Ende der Politblockade: Der Libanon hat eine neue Regierung
9. Februar 2025Der krisengeschüttelte Libanon steuert in ruhigeres Fahrwasser. Das Land am östlichen Mittelmeer wird nicht mehr von einer Übergangsverwaltung geführt. Der am 9. Januar vom Parlament in Beirut gewählte Präsident Joseph Aoun hat an diesem Wochenende eine neue Regierung ernannt. Zudem akzeptierte er den Rücktritt von Übergangsregierungschef Nadschib Mikati, der Mitte Januar in einer Parlamentsabstimmung deutlich gegen Nawaf Salam unterlegen war, der nun Ministerpräsident ist.
Nach Angaben des Präsidentenbüros besteht das Kabinett aus 24 Ministern. Dabei handele es sich hauptsächlich um Experten, die überparteilich zusammenarbeiten sollen, um das krisengebeutelte Land wiederaufzubauen, ließ Staatschef Aoun verlauten. Mitglieder der pro-iranischen Schiitenmiliz Hisbollah gehören der neuen Regierung des Nahost-Staats nicht an.
Schwächung der Hisbollah
Der neue Premier ist ein sunnitischer Muslim. Nawaf Salam war zuvor Präsident des Internationalen Gerichtshofs (IGH) in Den Haag. Er gilt bei Unterstützern als unparteiisch.

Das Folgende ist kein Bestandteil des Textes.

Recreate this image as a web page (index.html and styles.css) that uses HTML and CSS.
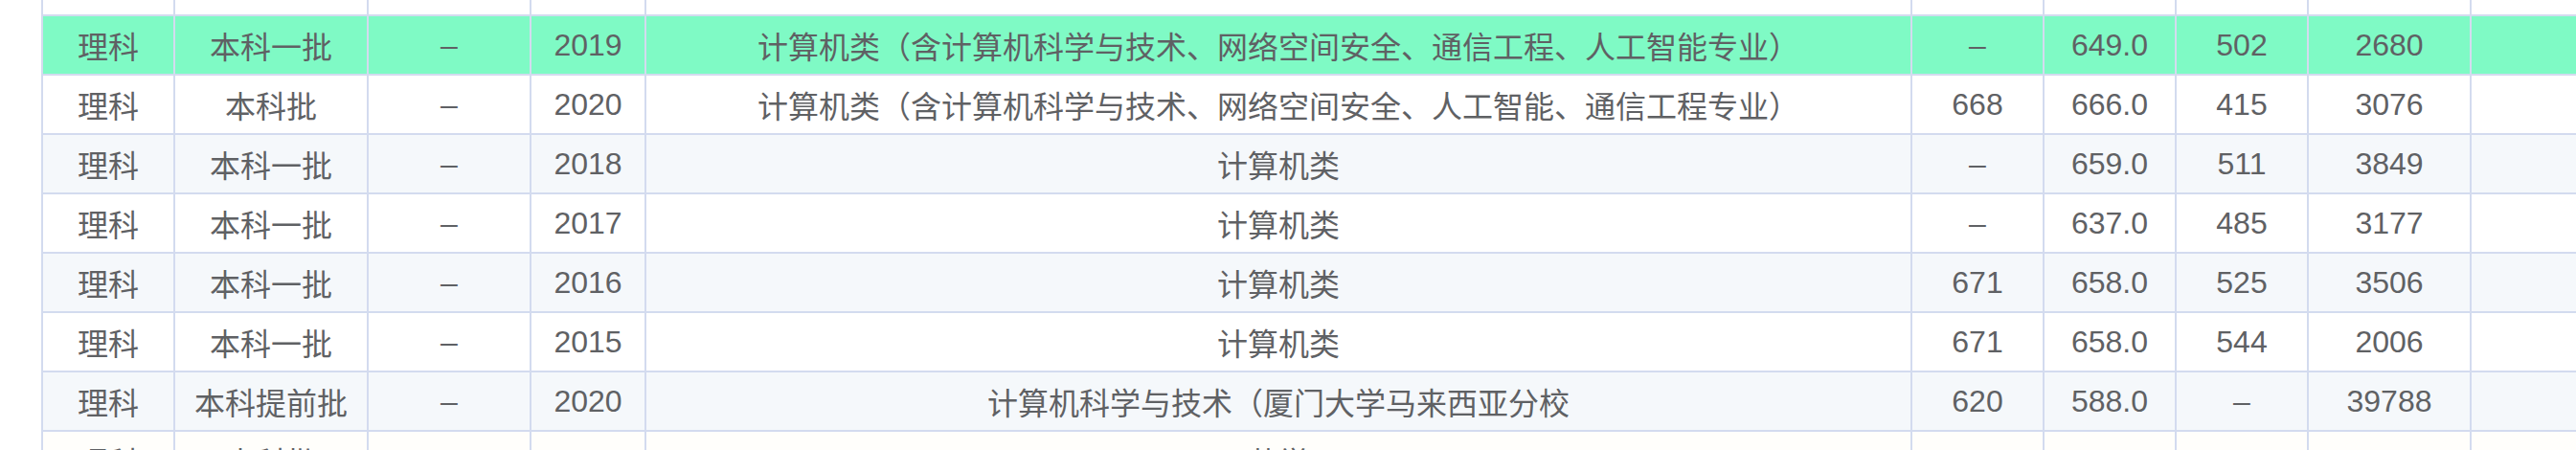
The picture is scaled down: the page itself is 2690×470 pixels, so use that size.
FILE: index.html
```html
<!DOCTYPE html>
<html lang="zh-CN">
<head>
<meta charset="utf-8">
<title>计算机类录取分数</title>
<link rel="stylesheet" href="styles.css">
</head>
<body>
<div class="wrap">
  <div class="grid">
    <div class="row top"><div></div><div></div><div></div><div></div><div></div><div></div><div></div><div></div><div></div><div></div></div>
    <div class="row hl"><div>理科</div><div>本科一批</div><div>–</div><div>2019</div><div>计算机类（含计算机科学与技术、网络空间安全、通信工程、人工智能专业）</div><div>–</div><div>649.0</div><div>502</div><div>2680</div><div></div></div>
    <div class="row"><div>理科</div><div>本科批</div><div>–</div><div>2020</div><div>计算机类（含计算机科学与技术、网络空间安全、人工智能、通信工程专业）</div><div>668</div><div>666.0</div><div>415</div><div>3076</div><div></div></div>
    <div class="row stripe"><div>理科</div><div>本科一批</div><div>–</div><div>2018</div><div>计算机类</div><div>–</div><div>659.0</div><div>511</div><div>3849</div><div></div></div>
    <div class="row"><div>理科</div><div>本科一批</div><div>–</div><div>2017</div><div>计算机类</div><div>–</div><div>637.0</div><div>485</div><div>3177</div><div></div></div>
    <div class="row stripe"><div>理科</div><div>本科一批</div><div>–</div><div>2016</div><div>计算机类</div><div>671</div><div>658.0</div><div>525</div><div>3506</div><div></div></div>
    <div class="row"><div>理科</div><div>本科一批</div><div>–</div><div>2015</div><div>计算机类</div><div>671</div><div>658.0</div><div>544</div><div>2006</div><div></div></div>
    <div class="row stripe"><div>理科</div><div>本科提前批</div><div>–</div><div>2020</div><div>计算机科学与技术（厦门大学马来西亚分校</div><div>620</div><div>588.0</div><div>–</div><div>39788</div><div></div></div>
    <div class="row last"><div>理科</div><div>本科批</div><div>–</div><div>2020</div><div>药学</div><div>633</div><div>633.0</div><div>417</div><div>3293</div><div></div></div>
  </div>
</div>
</body>
</html>
```
FILE: styles.css
```css
html, body {
  margin: 0;
  padding: 0;
  overflow: hidden;
  background: #ffffff;
}
.wrap {
  width: 2690px;
  height: 470px;
  overflow: hidden;
  padding-left: 43px;
}
.grid {
  display: grid;
  grid-template-columns: 136px 200px 168px 118px 1320px 136px 136px 136px 168px 200px;
  grid-auto-rows: 60px;
  grid-template-rows: 15px;
  gap: 2px;
  padding-left: 2px;
  background: #d3dbef;
  width: max-content;
  font-family: "Liberation Sans", "Noto Sans CJK SC", sans-serif;
  font-size: 32px;
  color: #5f6164;
}
.row {
  display: contents;
}
.row > div {
  background: #ffffff;
  display: flex;
  align-items: center;
  justify-content: center;
  white-space: nowrap;
  overflow: hidden;
}
.row.hl > div {
  background: #7ffac5;
}
.row.stripe > div {
  background: #f5f8fb;
}
.row.last > div {
  background: #fffefb;
}
```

Experten sehen in seiner Wahl eine Schwächung der Hisbollah, deren Vertreter auch im Beiruter Parlament sitzen.
Die UN begrüßten die Regierungsbildung, nachdem der Libanon zuvor mehr als zwei Jahre lang von einem Interimskabinett geführt worden war. "Die heutige Regierungsbildung läutet ein neues und helleres Kapitel für den Libanon ein", sagte die UN-Sondergesandte für den Libanon, Jeanine Hennis-Plasschaert.
Ministerpräsident Salam versprach, den Libanon aus der anhaltenden Wirtschaftskrise zu führen. "Reformen sind der einzige Weg zur Rettung", sagte der 71 Jahre alte Jurist in einer Fernsehansprache.
Er wolle das Vertrauen der Bürger in den Staat sowie das Vertrauen der internationalen Gemeinschaft und der arabischen Nachbarstaaten in den Libanon wieder herstellen, verkündete Salam. Zudem versicherte er, das Waffenruheabkommen umzusetzen, das Ende November den jüngsten Krieg zwischen Israel und der libanesischen Hisbollah beendete.
Dauerkonflikt im Süden
Das Land befindet sich seit Jahren in einer tiefen politischen und wirtschaftlichen Krise. Seit 2022 herrschte eine politische Blockade und der Libanon wurde von einer Übergangsregierung verwaltet. Ein festgelegter Religionsproporz erwies sich als zusätzliche Hürde. Demnach muss der Staatspräsident maronitischer Christ sein, der Ministerpräsident Sunnit und der Parlamentspräsident Schiit.
Hinzu kamen die heftigen Gefechte zwischen Israel und der Hisbollah. Der Dauerkonflikt war erneut eskaliert, nachdem die mit der Hisbollah verbündete palästinensische Terrororganisation Hamas am 7. Oktober 2023 ein beispielloses Massaker in südisraelischen Ortschaften und auf einem Musikfestival verübt hatte.